We wish to express our sincere thanks to the New Orleans City Council and especially Councilman Jared Brossett for his leadership in authoring and ensuring passage of the living wage ordinance.
This is vitally important to our city and especially for the economically challenged children, families and seniors we serve at Kingsley House. Passage of the living wage ordinance will help tackle what is inarguably one of the greatest impediments to success for our city and state, ensuring that our hard working citizens are provided a fair and adequate wage to at least be able to meet their basic living needs.
While the city’s consideration of the ordinance was taking place in the public eye, Kingsley House’s senior leadership team was grappling with the issue of economic inequality as it impacts not only the services we provide in the community but also as it relates to our own Kingsley House family.
As recently noted in a report released by The Data Center, 10 years after Hurricane Katrina, the conversation in metro New Orleans is less about post-disaster recovery and more about the challenge that many communities face today: the need to shape an economy that works for people.
Leaders here are striving to grow good jobs, help the long-term unemployed and reduce racial disparities in employment and incomes.
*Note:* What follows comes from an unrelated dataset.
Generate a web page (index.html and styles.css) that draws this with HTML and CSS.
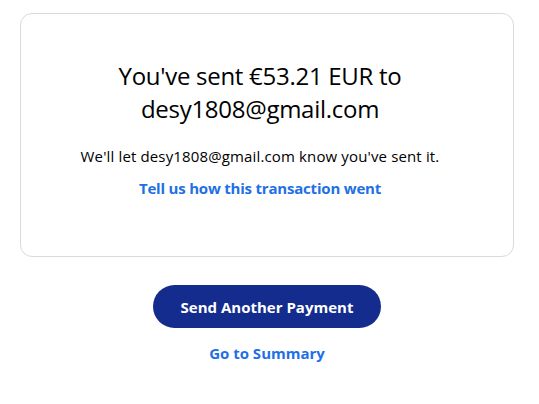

What sets metro New Orleans apart today is not the challenges it faces but the effort the community is putting in to develop solutions.” How we choose to respond to the challenge of economic inequality is paramount to the continued recovery of our community.
To that end, we are proud that we were able to take immediate action to revise our salary standards to ensure that all of our 200 employees will earn no less than a living wage of $11.08/hour, and we hope all nonprofit organizations and businesses will take this time to reflect on what they can do to lessen the income disparity that plagues our community and commit to a living wage for all.